• Requirement: Determine the number of lines that contain the word "index", then state that number and nothing more.

• Listing:
────────────────────

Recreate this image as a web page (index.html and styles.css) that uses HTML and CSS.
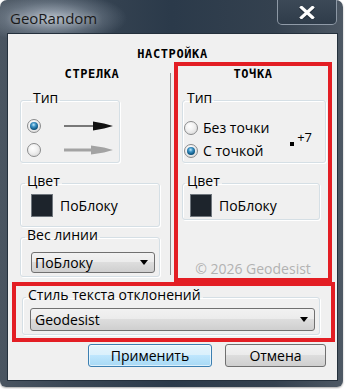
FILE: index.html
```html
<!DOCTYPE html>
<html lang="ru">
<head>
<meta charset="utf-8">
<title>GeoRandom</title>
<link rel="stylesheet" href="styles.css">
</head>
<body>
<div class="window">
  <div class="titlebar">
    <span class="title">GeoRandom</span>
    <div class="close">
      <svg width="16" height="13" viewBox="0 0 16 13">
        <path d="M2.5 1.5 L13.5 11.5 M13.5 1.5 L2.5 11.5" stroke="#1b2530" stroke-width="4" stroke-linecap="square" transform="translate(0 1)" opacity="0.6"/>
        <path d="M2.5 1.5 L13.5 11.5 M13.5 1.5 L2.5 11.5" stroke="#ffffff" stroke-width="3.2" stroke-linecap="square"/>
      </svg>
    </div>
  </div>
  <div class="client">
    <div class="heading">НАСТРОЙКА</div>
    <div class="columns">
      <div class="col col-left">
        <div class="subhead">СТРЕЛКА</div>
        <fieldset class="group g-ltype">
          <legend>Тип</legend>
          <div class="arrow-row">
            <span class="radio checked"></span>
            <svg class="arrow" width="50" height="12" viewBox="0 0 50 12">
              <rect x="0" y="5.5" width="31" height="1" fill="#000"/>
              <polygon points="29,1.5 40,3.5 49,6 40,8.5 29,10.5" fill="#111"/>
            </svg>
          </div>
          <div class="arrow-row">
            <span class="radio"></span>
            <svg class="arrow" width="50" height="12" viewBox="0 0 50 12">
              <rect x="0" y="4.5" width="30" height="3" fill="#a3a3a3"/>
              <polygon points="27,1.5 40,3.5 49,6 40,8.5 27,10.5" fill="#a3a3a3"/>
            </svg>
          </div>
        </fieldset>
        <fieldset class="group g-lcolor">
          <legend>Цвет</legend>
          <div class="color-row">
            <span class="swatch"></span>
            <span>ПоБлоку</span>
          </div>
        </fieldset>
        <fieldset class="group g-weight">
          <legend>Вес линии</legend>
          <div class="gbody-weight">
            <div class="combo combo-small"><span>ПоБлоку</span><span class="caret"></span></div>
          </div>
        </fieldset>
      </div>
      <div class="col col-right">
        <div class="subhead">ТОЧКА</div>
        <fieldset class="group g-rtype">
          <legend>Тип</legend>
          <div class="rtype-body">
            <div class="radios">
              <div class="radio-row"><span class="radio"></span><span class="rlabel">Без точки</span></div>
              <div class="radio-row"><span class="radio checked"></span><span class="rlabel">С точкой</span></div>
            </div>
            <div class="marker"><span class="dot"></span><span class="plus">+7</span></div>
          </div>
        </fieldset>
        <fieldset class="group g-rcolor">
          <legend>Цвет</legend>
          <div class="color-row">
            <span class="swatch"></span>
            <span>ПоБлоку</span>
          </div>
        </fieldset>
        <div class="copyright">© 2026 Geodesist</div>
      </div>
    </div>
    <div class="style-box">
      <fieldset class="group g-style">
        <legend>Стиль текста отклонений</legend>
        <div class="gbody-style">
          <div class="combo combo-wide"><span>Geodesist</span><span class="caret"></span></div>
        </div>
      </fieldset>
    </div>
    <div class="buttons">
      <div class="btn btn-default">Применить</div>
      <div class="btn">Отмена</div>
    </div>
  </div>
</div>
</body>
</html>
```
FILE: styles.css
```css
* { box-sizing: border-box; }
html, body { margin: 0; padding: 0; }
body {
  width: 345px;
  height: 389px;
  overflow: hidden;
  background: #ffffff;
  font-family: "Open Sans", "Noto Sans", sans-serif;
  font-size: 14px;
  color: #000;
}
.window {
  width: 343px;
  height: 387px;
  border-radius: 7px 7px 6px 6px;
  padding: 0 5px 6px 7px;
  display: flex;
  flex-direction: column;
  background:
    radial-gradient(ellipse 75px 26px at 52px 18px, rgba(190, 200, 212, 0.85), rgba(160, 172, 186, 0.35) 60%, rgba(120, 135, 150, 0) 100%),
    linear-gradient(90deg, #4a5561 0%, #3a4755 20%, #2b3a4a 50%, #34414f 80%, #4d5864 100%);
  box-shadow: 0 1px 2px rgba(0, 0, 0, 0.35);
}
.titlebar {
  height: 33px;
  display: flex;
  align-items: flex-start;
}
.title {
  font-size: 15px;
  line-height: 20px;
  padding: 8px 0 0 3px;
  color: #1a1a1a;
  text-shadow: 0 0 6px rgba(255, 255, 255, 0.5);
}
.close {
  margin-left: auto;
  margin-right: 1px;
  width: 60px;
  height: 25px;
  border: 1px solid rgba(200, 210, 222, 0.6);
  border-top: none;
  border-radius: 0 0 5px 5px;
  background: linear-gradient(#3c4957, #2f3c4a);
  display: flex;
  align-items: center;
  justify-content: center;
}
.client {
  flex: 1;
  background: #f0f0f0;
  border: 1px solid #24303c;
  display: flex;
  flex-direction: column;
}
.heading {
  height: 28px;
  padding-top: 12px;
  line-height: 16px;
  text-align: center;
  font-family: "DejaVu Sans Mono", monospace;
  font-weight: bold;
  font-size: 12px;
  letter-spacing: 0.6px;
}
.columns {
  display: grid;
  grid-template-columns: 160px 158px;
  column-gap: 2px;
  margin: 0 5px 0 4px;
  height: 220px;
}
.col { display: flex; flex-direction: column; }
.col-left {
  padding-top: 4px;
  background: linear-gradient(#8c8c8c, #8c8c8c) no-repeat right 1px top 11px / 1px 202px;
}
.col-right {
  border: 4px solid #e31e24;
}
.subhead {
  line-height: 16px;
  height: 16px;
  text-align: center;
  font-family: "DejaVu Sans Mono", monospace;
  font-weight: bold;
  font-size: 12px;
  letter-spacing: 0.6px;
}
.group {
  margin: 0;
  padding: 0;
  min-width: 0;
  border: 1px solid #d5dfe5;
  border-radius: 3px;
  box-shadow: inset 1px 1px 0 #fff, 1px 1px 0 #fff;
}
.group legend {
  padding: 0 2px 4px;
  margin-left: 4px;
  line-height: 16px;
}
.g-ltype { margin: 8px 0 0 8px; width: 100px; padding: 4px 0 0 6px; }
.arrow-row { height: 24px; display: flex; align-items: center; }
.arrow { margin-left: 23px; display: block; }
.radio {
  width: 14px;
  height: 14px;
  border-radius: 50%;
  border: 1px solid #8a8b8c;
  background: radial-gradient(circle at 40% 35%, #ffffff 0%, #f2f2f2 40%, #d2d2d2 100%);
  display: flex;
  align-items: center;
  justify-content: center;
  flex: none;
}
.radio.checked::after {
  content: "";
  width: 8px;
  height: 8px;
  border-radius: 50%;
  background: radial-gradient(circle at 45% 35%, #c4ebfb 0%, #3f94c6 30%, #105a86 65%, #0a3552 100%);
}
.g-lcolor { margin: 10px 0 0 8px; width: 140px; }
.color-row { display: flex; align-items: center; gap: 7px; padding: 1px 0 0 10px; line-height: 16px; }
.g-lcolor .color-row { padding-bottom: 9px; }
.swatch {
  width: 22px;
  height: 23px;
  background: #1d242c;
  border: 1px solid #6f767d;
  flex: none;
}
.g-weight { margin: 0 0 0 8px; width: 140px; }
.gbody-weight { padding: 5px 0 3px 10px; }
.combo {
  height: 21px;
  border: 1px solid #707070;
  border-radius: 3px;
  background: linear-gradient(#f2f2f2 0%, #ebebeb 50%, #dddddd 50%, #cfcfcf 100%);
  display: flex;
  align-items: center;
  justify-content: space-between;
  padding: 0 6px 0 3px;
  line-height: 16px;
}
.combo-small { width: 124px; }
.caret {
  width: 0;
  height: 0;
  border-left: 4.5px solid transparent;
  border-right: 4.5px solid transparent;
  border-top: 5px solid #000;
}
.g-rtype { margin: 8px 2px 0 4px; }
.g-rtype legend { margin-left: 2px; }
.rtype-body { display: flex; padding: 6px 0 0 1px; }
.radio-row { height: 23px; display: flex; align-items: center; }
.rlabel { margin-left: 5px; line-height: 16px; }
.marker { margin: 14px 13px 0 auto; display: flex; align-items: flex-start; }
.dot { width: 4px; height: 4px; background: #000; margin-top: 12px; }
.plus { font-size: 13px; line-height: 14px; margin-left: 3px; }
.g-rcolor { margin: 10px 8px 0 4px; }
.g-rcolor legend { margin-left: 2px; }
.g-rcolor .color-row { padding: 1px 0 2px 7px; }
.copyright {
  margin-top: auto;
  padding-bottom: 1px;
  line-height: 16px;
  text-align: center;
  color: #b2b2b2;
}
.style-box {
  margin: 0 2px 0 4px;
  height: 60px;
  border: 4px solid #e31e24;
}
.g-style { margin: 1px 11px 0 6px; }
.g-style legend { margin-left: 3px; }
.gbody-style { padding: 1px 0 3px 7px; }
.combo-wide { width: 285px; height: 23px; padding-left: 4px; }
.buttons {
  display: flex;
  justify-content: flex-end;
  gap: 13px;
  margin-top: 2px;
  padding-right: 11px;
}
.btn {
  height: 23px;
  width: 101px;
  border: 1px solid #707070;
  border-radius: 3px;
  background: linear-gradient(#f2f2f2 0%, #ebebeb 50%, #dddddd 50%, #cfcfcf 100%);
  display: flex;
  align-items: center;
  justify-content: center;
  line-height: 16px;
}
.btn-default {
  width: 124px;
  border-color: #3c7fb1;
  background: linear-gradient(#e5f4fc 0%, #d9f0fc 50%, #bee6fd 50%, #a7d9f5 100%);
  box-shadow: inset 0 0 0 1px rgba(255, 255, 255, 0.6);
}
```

────────────────────

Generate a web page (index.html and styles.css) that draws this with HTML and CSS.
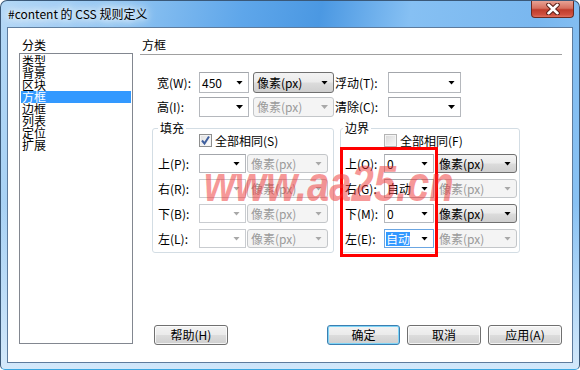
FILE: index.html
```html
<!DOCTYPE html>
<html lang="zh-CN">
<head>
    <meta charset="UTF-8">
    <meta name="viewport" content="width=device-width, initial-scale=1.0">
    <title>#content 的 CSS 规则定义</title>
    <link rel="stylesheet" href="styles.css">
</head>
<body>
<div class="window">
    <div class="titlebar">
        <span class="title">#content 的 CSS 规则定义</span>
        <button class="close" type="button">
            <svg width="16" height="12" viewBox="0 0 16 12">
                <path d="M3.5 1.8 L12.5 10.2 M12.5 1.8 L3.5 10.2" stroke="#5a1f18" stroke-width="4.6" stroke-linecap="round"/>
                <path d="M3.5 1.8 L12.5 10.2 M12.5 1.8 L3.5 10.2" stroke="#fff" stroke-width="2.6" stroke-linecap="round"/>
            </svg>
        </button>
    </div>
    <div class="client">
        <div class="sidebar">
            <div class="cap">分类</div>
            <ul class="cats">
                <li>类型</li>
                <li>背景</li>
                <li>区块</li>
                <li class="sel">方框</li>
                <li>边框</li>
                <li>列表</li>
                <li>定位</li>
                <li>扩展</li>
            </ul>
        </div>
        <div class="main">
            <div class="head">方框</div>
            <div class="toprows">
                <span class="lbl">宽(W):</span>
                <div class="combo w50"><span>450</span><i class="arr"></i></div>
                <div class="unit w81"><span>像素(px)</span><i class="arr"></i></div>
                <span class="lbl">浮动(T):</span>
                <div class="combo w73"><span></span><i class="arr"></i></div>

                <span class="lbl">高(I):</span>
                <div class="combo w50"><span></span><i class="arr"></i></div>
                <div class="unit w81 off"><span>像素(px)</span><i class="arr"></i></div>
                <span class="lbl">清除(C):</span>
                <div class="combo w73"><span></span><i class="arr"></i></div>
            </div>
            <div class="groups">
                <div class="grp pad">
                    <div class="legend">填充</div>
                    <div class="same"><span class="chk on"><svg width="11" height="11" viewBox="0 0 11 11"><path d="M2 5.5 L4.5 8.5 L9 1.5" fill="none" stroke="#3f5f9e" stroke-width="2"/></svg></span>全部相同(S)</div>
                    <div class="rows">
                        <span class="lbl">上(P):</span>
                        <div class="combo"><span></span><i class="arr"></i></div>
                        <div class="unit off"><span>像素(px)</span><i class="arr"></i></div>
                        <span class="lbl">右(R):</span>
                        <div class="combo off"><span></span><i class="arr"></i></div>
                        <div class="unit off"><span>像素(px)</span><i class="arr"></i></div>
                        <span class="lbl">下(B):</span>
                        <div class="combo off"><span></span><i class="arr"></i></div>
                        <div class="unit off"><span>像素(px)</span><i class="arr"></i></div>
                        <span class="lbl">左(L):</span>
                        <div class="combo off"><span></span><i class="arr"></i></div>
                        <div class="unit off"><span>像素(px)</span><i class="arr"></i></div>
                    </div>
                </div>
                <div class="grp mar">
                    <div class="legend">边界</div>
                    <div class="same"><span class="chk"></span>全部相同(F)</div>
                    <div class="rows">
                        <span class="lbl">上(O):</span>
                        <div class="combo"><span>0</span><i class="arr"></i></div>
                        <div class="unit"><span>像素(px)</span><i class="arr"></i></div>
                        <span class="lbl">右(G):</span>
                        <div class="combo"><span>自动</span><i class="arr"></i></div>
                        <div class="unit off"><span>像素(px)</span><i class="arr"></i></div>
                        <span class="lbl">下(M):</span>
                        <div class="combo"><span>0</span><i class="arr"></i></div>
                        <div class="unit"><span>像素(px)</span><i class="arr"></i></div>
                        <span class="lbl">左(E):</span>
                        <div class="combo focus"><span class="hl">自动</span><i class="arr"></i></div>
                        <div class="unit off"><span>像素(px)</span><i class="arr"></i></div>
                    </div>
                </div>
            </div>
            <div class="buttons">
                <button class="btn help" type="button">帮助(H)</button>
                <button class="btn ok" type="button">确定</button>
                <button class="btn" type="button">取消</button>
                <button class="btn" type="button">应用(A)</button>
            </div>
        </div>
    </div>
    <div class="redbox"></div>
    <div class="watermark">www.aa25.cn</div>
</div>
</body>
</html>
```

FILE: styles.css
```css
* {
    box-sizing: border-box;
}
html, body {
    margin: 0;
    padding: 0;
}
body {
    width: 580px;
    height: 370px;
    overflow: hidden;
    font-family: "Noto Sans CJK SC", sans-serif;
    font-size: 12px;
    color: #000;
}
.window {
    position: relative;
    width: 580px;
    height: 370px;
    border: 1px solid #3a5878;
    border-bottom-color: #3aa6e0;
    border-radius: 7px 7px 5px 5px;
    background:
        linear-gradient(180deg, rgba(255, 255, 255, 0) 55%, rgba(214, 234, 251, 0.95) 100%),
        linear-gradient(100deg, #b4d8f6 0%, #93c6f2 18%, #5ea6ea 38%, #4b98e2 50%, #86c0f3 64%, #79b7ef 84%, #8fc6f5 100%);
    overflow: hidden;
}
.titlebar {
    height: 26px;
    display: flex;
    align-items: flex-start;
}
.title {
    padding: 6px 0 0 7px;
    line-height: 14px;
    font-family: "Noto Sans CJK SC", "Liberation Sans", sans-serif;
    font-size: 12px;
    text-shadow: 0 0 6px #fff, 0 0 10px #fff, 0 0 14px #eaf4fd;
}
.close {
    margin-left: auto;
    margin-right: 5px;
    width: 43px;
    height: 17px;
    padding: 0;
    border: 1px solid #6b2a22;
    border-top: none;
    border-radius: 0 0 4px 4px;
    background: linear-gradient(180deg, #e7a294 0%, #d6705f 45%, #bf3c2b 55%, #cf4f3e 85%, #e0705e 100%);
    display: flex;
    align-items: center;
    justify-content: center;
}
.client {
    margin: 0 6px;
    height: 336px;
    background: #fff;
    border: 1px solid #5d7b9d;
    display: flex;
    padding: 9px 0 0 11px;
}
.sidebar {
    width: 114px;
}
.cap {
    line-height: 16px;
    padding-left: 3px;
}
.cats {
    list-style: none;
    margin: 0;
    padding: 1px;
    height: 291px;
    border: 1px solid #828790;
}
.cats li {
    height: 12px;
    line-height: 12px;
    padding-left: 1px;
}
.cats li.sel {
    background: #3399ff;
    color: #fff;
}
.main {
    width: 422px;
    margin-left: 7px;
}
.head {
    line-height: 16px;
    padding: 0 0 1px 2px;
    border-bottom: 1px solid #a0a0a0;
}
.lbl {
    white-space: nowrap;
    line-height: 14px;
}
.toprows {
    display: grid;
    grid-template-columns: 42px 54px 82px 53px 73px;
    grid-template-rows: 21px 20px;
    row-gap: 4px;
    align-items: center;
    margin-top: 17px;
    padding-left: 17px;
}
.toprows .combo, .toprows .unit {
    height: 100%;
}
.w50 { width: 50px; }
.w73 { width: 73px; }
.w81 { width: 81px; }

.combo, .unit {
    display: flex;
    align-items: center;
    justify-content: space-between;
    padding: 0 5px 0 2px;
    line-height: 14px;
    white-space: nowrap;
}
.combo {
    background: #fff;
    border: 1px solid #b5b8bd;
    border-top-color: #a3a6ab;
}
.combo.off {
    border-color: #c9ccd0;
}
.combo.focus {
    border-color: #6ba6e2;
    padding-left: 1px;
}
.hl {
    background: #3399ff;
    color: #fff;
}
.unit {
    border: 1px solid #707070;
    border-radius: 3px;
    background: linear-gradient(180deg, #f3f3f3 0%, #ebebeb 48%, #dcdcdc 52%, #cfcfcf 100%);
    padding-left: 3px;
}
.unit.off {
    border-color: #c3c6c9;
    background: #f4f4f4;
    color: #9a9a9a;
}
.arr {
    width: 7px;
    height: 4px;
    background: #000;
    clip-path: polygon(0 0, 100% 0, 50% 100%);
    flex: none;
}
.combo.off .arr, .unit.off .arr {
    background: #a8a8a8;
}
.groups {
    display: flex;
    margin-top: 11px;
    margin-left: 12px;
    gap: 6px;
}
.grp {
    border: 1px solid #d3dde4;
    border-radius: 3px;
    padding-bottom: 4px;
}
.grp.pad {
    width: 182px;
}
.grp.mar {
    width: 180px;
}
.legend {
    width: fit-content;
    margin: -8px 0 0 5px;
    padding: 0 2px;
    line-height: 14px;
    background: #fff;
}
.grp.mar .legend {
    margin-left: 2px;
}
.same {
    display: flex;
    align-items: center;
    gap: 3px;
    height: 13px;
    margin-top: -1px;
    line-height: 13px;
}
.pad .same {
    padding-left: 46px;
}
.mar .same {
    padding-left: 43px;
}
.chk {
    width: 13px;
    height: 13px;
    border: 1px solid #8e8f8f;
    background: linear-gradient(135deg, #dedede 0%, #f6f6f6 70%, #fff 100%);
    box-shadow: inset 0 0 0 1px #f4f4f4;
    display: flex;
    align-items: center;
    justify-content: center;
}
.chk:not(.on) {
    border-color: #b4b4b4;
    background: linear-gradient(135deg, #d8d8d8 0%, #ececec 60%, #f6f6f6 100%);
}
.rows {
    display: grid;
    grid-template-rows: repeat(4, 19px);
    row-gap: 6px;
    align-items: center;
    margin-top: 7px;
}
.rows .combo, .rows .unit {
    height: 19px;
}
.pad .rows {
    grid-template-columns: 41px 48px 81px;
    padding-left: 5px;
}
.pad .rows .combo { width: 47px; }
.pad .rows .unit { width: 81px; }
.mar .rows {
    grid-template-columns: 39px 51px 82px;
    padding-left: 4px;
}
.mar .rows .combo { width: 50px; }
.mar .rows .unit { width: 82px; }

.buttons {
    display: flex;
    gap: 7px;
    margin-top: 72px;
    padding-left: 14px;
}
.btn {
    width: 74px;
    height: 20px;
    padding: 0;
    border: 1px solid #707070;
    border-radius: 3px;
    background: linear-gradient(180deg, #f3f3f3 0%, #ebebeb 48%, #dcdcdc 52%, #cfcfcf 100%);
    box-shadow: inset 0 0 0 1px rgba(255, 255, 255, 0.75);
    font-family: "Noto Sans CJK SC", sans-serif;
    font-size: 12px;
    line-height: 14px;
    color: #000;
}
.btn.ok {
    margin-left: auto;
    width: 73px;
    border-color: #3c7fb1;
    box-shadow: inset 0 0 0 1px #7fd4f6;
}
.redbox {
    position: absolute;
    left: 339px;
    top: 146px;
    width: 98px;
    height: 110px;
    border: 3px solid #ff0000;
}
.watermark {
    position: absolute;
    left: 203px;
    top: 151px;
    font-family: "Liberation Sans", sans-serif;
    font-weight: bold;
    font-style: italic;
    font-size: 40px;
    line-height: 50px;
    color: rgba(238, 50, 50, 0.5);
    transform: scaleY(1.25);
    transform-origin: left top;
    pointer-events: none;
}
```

────────────────────

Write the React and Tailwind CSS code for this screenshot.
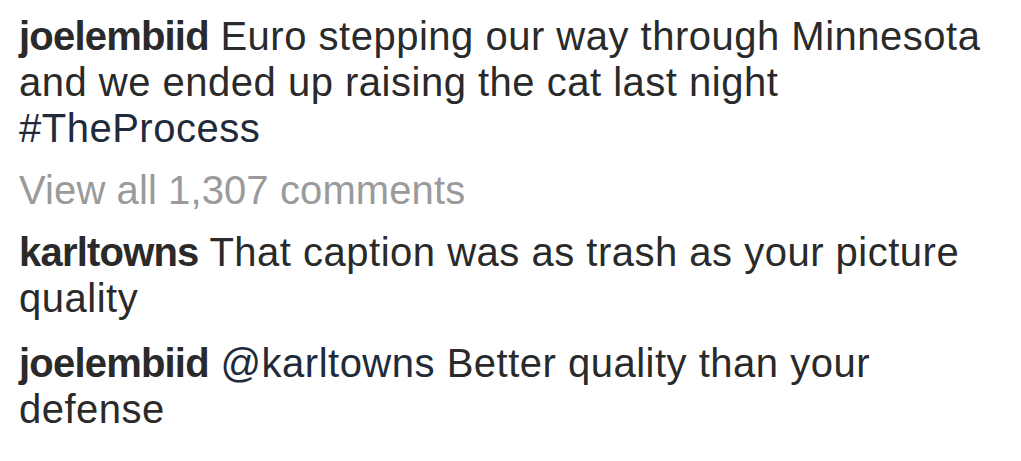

────────────────────

• Completed exercise: 4